• Curator: Yuval Saar & Liora Rosin
  • Dates:18.7-21.12.24
  • Assistant Curator: Shahaf Blumer

Between Color and Matter

Participants

Ori Shifrin Anavi Studio Cotta (Aviv La Oz Kalif & Avia Haimi) Daniel Nahum Noa Lamdan Hakeiny Oru Serfaty

A collaboration between the Edmond de Rothschild Center and the Design Museum Holon.

The moment in which an object acquires a layer of color is similar, in many ways, to the moment in which we humans get dressed each morning, adding to ourselves layers of belonging. Yet while we can put on or take off as many colors and identities as we please, objects must assume the colors chosen for them by designers. Indeed, the choice of colors is an essential aspect of an object’s birth process.

Just as a uniform is associated with a specific organization, or an anthem is identified with a particular affiliation, the assignation of a given color marks an object as belonging to a specific place and time. The geographical environment may
dictate the materials available to produce pigments; over time, specific colors may attest to identification with a certain class, nation, mood or idea. Colors such as gold or silver may indicate whether an object is cheap or expensive, whereas red or yellow may indicate use in case of an emergency. The colors of other objects may be chosen to assimilate into the domestic sphere or to stand out as easily identifiable. The location of a specific color may even indicate how to hold an object.

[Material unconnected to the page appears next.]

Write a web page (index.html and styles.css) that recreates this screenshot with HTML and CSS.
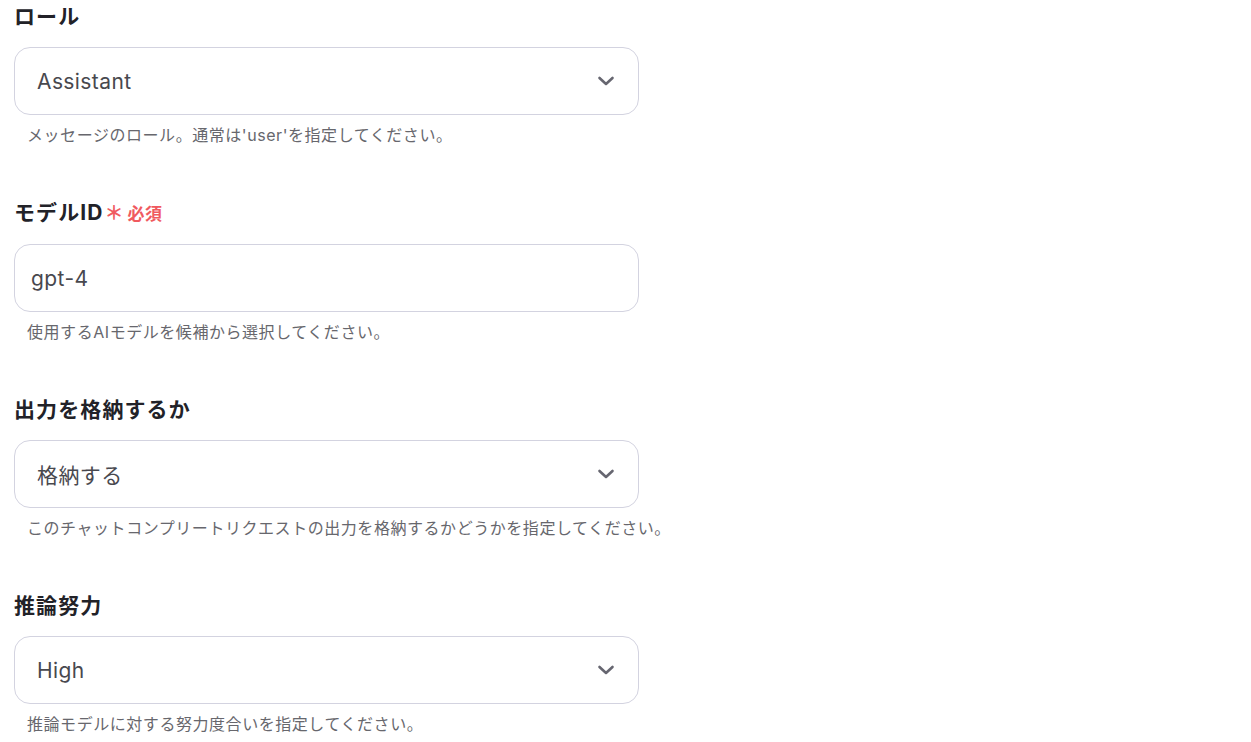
FILE: index.html
```html
<!DOCTYPE html>
<html lang="ja">
<head>
<meta charset="utf-8">
<link rel="stylesheet" href="styles.css">
</head>
<body>
<div class="form">
  <div class="field">
    <div class="label">ロール</div>
    <div class="select">
      <span class="value">Assistant</span>
      <svg class="chev" width="18" height="12" viewBox="0 0 18 12"><path d="M2.5 3 L9 9 L15.5 3" fill="none" stroke="#666670" stroke-width="2.6" stroke-linecap="round" stroke-linejoin="round"/></svg>
    </div>
    <div class="help">メッセージのロール。通常は'user'を指定してください。</div>
  </div>
  <div class="field">
    <div class="label">モデルID<span class="req"><span class="ast">＊</span>必須</span></div>
    <div class="input"><span class="value">gpt-4</span></div>
    <div class="help">使用するAIモデルを候補から選択してください。</div>
  </div>
  <div class="field">
    <div class="label">出力を格納するか</div>
    <div class="select">
      <span class="value">格納する</span>
      <svg class="chev" width="18" height="12" viewBox="0 0 18 12"><path d="M2.5 3 L9 9 L15.5 3" fill="none" stroke="#666670" stroke-width="2.6" stroke-linecap="round" stroke-linejoin="round"/></svg>
    </div>
    <div class="help">このチャットコンプリートリクエストの出力を格納するかどうかを指定してください。</div>
  </div>
  <div class="field">
    <div class="label">推論努力</div>
    <div class="select">
      <span class="value">High</span>
      <svg class="chev" width="18" height="12" viewBox="0 0 18 12"><path d="M2.5 3 L9 9 L15.5 3" fill="none" stroke="#666670" stroke-width="2.6" stroke-linecap="round" stroke-linejoin="round"/></svg>
    </div>
    <div class="help">推論モデルに対する努力度合いを指定してください。</div>
  </div>
</div>
</body>
</html>
```

FILE: styles.css
```css
html, body {
  margin: 0;
  padding: 0;
  background: #ffffff;
}
body {
  font-family: Inter, "Noto Sans CJK JP", sans-serif;
  color: #222;
}
.form {
  padding: 2px 0 0 14px;
  display: flex;
  flex-direction: column;
  gap: 51px;
}
.field {
  width: 625px;
  display: flex;
  flex-direction: column;
}
.label {
  font-size: 21px;
  font-weight: 700;
  letter-spacing: 1.1px;
  line-height: 30px;
  color: #222228;
}
.req {
  color: #f05a5f;
  font-size: 17px;
  margin-left: 1px;
  letter-spacing: 0.5px;
}
.ast {
  display: inline-block;
  font-size: 19px;
  margin-right: 4px;
  letter-spacing: 0;
}
.select, .input {
  margin-top: 15px;
  height: 68px;
  box-sizing: border-box;
  border: 1px solid #d3d3e0;
  border-radius: 16px;
  display: flex;
  align-items: center;
  justify-content: space-between;
}
.select { padding: 0 23px 0 22px; }
.input { padding: 0 16px; }
.value {
  font-size: 21px;
  color: #48484e;
  letter-spacing: 0.4px;
}
.help {
  margin-top: 8px;
  padding-left: 13px;
  font-size: 16px;
  line-height: 24px;
  color: #67676d;
  letter-spacing: 0.55px;
  white-space: nowrap;
}
```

Assembled in the Dr. Shulamit Katzman Gallery (Lower Gallery) are works by designers from different disciplines, who have been invited to celebrate the singular manner in which various objects wear their colors. The point of departure for the design process and the definition of the object’s basic identity was
13 techniques for assigning colors, ranging from mechanized industrial techniques such as spray painting, to painstaking manual techniques such as tattooing and glassblowing. In some cases, the color is added as an external envelope; in other cases, it penetrates the object, injuring or transforming it from within. In yet other instances, the color, object, and material structure are one.